Eventually he capitulated during the thermodynamics lectures.

>>6780605
>Being a field medalist doesn't imply you're knowledgeable in every field of mathematics.
It implies having at minimum an elementary undergraduate-level understanding of the spectrum of mathematics, something you clearly haven't obtained.

> that most working mathematicians just hand wave away
You should really go see a psychiatrist and get those delusions of persecution in check.

>>6780610
>Spectrum of mathematics
What a very pop-sci description.

http://ncatlab.org/nlab/show/foundation+of+mathematics

>>6780618
Wow, you linked a page giving some monotonous philosophical overview of categorical foundations subconsciously tainted by the authors with new-age CS bullshit. Was this supposed to prove how deep and insightful you are? Something routinely covered in every mandatory undergrad "philosophy of math 101" class?

>>6780626
no, just a quick overview of several different foundations so that you can look into them yourself.

Here is the intro chapter from a text on second order arithmetic.
http://www.personal.psu.edu/t20/sosoa/chapter1.pdf

>>6780629
>muh reverse mathematics
>so logical, so intellectual xDDDDDDD
Is there some way to flip the pages around without printing it out? The blank backsides are probably more interesting than your toddler tier scribblings.

>>6780634
First and second order arithmetic are the logic systems that one typically works in when they state the Peano axioms and do the constructions necessary to do Analysis.

Again, it was an example. The ZFC axioms are also expressed as sentences of a predicate logic.

You're missing the point here. One first begins with a formal language, then they give it the expressive power of a logic (by associating to it semantics, a truth function, and a derivation system), and then they choose a set of sentences in the system and proceed to explore what other sentences are entailed inside the system (via the derivation system). All of this is typically done by maintaining the principle of compositionality (or part of it at least).

To dumb this down a lot. When one says A=>B in mathematics, we are not making an assertion or a derivation, we are simply making a statement and asserting that it evaluates to true. If you have {A=>B, A} then those two sentences entail a third sentence, B. A mathematician doesn't simply "assume some axioms are true" and proceed to prove things about them.
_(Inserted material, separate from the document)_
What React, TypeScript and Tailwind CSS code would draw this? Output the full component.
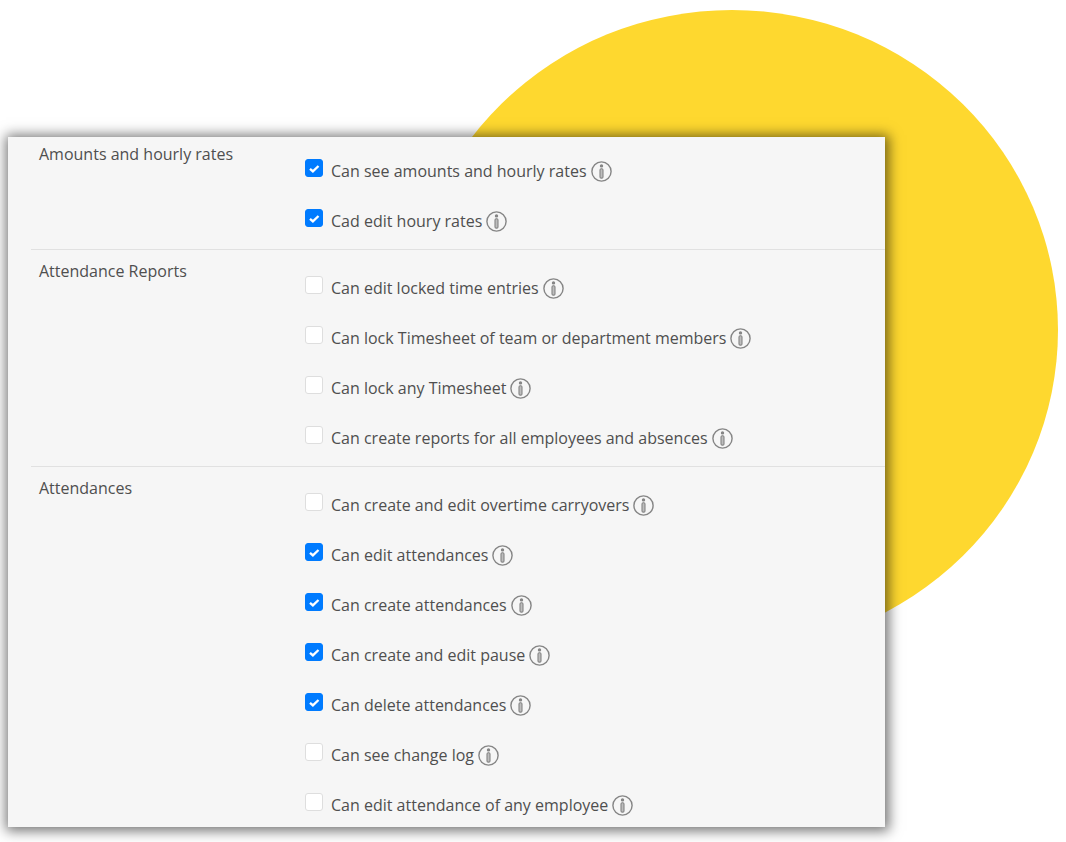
import { useState } from "react";

type Permission = {
  id: string;
  label: string;
  enabled: boolean;
};

type PermissionGroup = {
  id: string;
  title: string;
  permissions: Permission[];
};

const initialGroups: PermissionGroup[] = [
  {
    id: "rates",
    title: "Amounts and hourly rates",
    permissions: [
      { id: "see-rates", label: "Can see amounts and hourly rates", enabled: true },
      { id: "edit-rates", label: "Cad edit houry rates", enabled: true },
    ],
  },
  {
    id: "reports",
    title: "Attendance Reports",
    permissions: [
      { id: "edit-locked", label: "Can edit locked time entries", enabled: false },
      {
        id: "lock-team",
        label: "Can lock Timesheet of team or department members",
        enabled: false,
      },
      { id: "lock-any", label: "Can lock any Timesheet", enabled: false },
      {
        id: "create-reports",
        label: "Can create reports for all employees and absences",
        enabled: false,
      },
    ],
  },
  {
    id: "attendances",
    title: "Attendances",
    permissions: [
      {
        id: "overtime",
        label: "Can create and edit overtime carryovers",
        enabled: false,
      },
      { id: "edit", label: "Can edit attendances", enabled: true },
      { id: "create", label: "Can create attendances", enabled: true },
      { id: "pause", label: "Can create and edit pause", enabled: true },
      { id: "delete", label: "Can delete attendances", enabled: true },
      { id: "log", label: "Can see change log", enabled: false },
      { id: "edit-any", label: "Can edit attendance of any employee", enabled: false },
    ],
  },
];

function InfoIcon() {
  return (
    <svg viewBox="0 0 21 21" className="size-[21px]" fill="none" stroke="#858585">
      <circle cx="10.5" cy="10.5" r="9.6" strokeWidth="1.4" />
      <circle cx="10.5" cy="4.9" r="1.7" fill="#858585" stroke="none" />
      <rect x="9" y="7.7" width="3" height="9.4" rx="1.2" fill="#bdbdbd" strokeWidth="1.1" />
    </svg>
  );
}

function PermissionRow({
  permission,
  onToggle,
}: {
  permission: Permission;
  onToggle: () => void;
}) {
  return (
    <li className="flex h-[50px] items-start">
      <span className="relative mr-2 size-[18px] shrink-0">
        <input
          id={permission.id}
          type="checkbox"
          checked={permission.enabled}
          onChange={onToggle}
          className="peer block size-[18px] appearance-none rounded-[3px] border border-[#dedede] bg-white checked:border-[#007bff] checked:bg-[#007bff]"
        />
        <svg
          viewBox="0 0 18 18"
          className="pointer-events-none absolute inset-0 hidden peer-checked:block"
          fill="none"
          stroke="white"
          strokeWidth="2.3"
        >
          <path d="M5 9.8l2.9 2.6 5.6-5.4" />
        </svg>
      </span>
      <label htmlFor={permission.id} className="text-base leading-6 text-[#4f4f4f]">
        {permission.label}
      </label>
      <button type="button" aria-label="More information" className="mt-[2px] ml-1 shrink-0">
        <InfoIcon />
      </button>
    </li>
  );
}

export default function App() {
  const [groups, setGroups] = useState(initialGroups);

  const handleToggle = (id: string) => {
    setGroups((prev) =>
      prev.map((group) => ({
        ...group,
        permissions: group.permissions.map((p) =>
          p.id === id ? { ...p, enabled: !p.enabled } : p
        ),
      }))
    );
  };

  return (
    <div className="relative min-h-screen overflow-hidden bg-white pt-[137px] pr-[17%] pb-[15px] pl-2 font-['Open_Sans',sans-serif]">
      <div className="absolute top-[10px] right-2 h-[640px] w-[652px] rounded-[50%] bg-[#fed82f]" />
      <main className="relative bg-[#f6f6f6] pl-[23px] shadow-[1px_1px_12px_3px_rgba(0,0,0,0.55)]">
        {groups.map((group) => (
          <section
            key={group.id}
            aria-labelledby={group.id}
            className="group flex border-b border-[#e1e1e1] pt-[9px] first:pt-[5px] last:border-b-0"
          >
            <h2
              id={group.id}
              className="w-[274px] shrink-0 pl-2 text-base leading-6 text-[#4f4f4f]"
            >
              {group.title}
            </h2>
            <ul className="-mb-[10px] min-w-0 flex-1 pt-[17px] group-last:-mb-4">
              {group.permissions.map((permission) => (
                <PermissionRow
                  key={permission.id}
                  permission={permission}
                  onToggle={() => handleToggle(permission.id)}
                />
              ))}
            </ul>
          </section>
        ))}
      </main>
    </div>
  );
}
A mathematician choose a set of statements inside a logic system and proceeds to use all of the expressive power of the logic system to find out what other statements are entailed by that set. Semantics is entirely separate from the truth function and one doesn't actually care about "what A means in the real world".

Writing a proof explicitly in a logic system using it's derivation system is often very long winded, tedious, and pedantic. For this reason most working mathematicians don't write proofs at that level of rigor. The idea is that one writes a hand wavy [less] formal proof with the intention that it convinces the reader that a truly formal proof can be written.